The General Services Administration (GSA) has released its Governmentwide Acquisition Contracts (GWAC) Dashboard – “a new easily accessible online tool designed to assist federal agencies with spending analysis, evaluation of past GWAC performance, and IT [information technology] planning.” The GWACs Dashboard is located at http://www.gsa.gov/portal/content/103435. (NOTE: A GWAC is a pre-competed, multiple-award, indefinite delivery, indefinite quantity (IDIQ) contract that agencies can use to buy total IT solutions.)
The interactive dashboard aggregates and consolidates all nonclassified data on federal IT purchasing from 2004 to present through GSA’s GWACs. The dashboard is updated daily with publicly available spending data displayed in easily understood lists, graphs, and charts. This allows GSA’s contractors, specifically small businesses, to make informed strategic business decisions on their activity in the federal marketplace.
The dashboard allows the user to limit the period of time covered, the agency, the GWAC (8(a) STARS, 8(a) STARS II, Alliant, Alliant Small Business, or Veterans Technology Service (VETS)), or the contractor (“industry partner”). In addition, the user can build customized reports (under “Data Feed”) and download them. Also, the dashboard helps federal agencies monitor their use of GSA GWACs, respond to data calls, and prepare for executive briefings.
“Over the past several years we’ve received feedback from our federal agency customers and our small business partners indicating that they need access to GSA’s GWAC task-order data.

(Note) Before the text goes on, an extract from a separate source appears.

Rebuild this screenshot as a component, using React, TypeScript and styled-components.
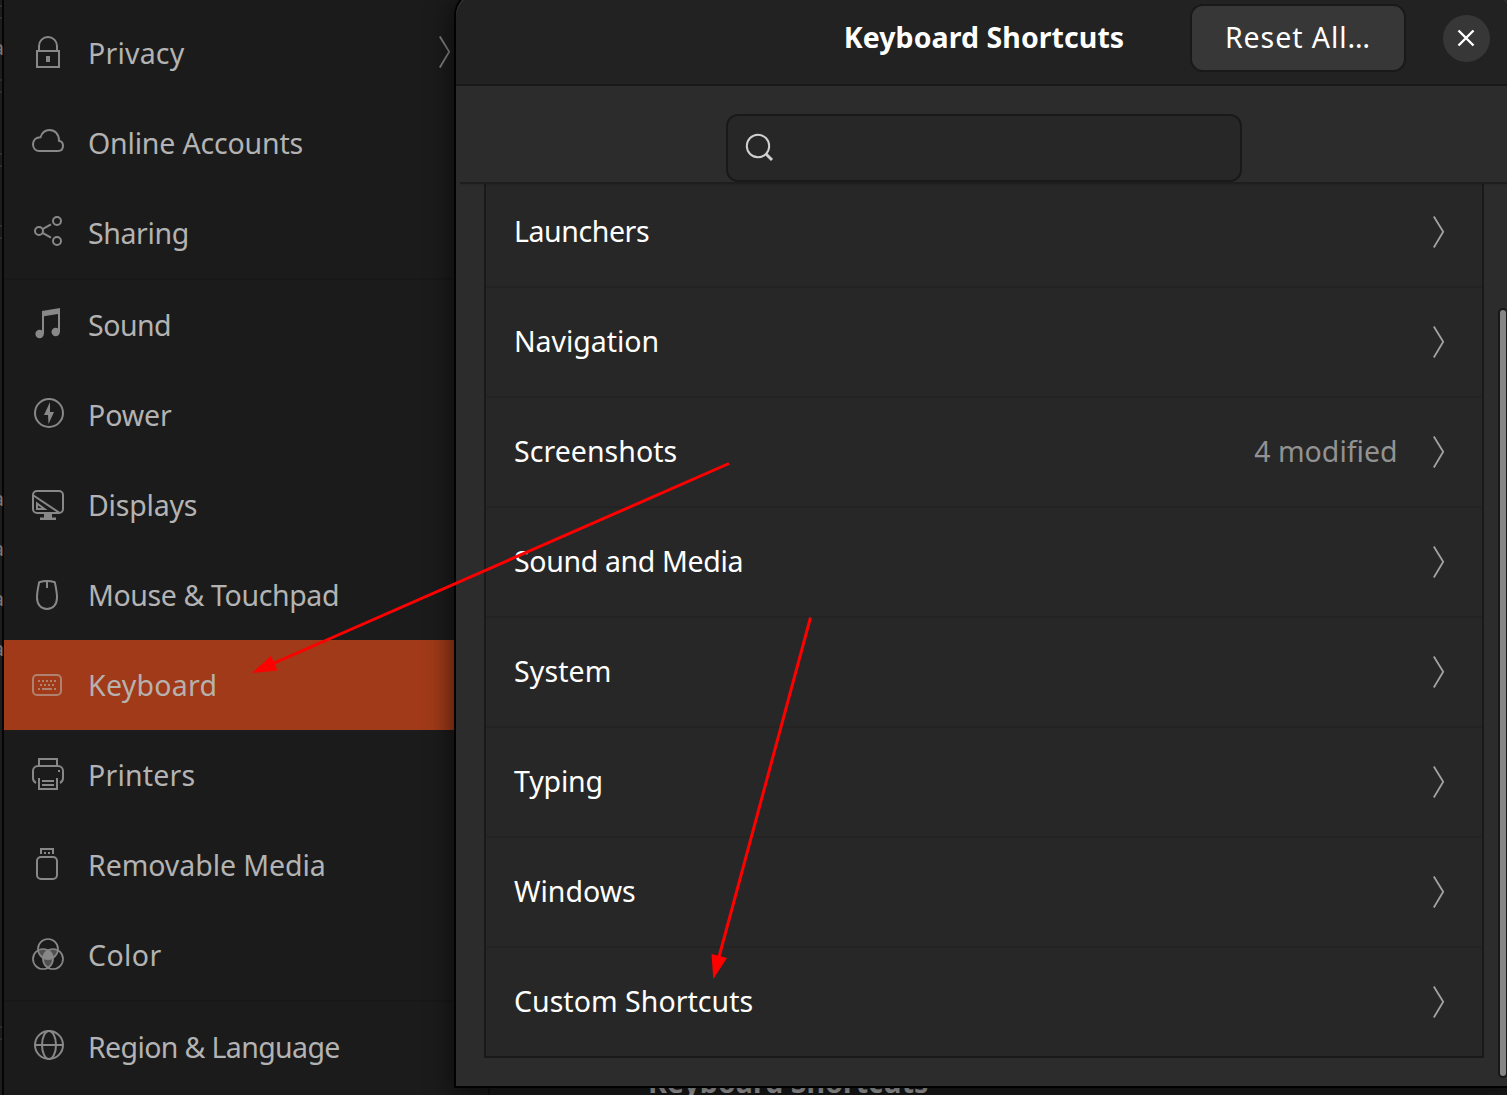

The launch of this new GWAC dashboard is a direct response to their needs,” said GSA Federal Acquisition Service Acting Commissioner Mary A. Davie. “This tool is especially valuable to small businesses as it provides access to business intelligence they can use to assess market opportunity, decide how best to allocate resources, and identify potential teaming partners for future projects.”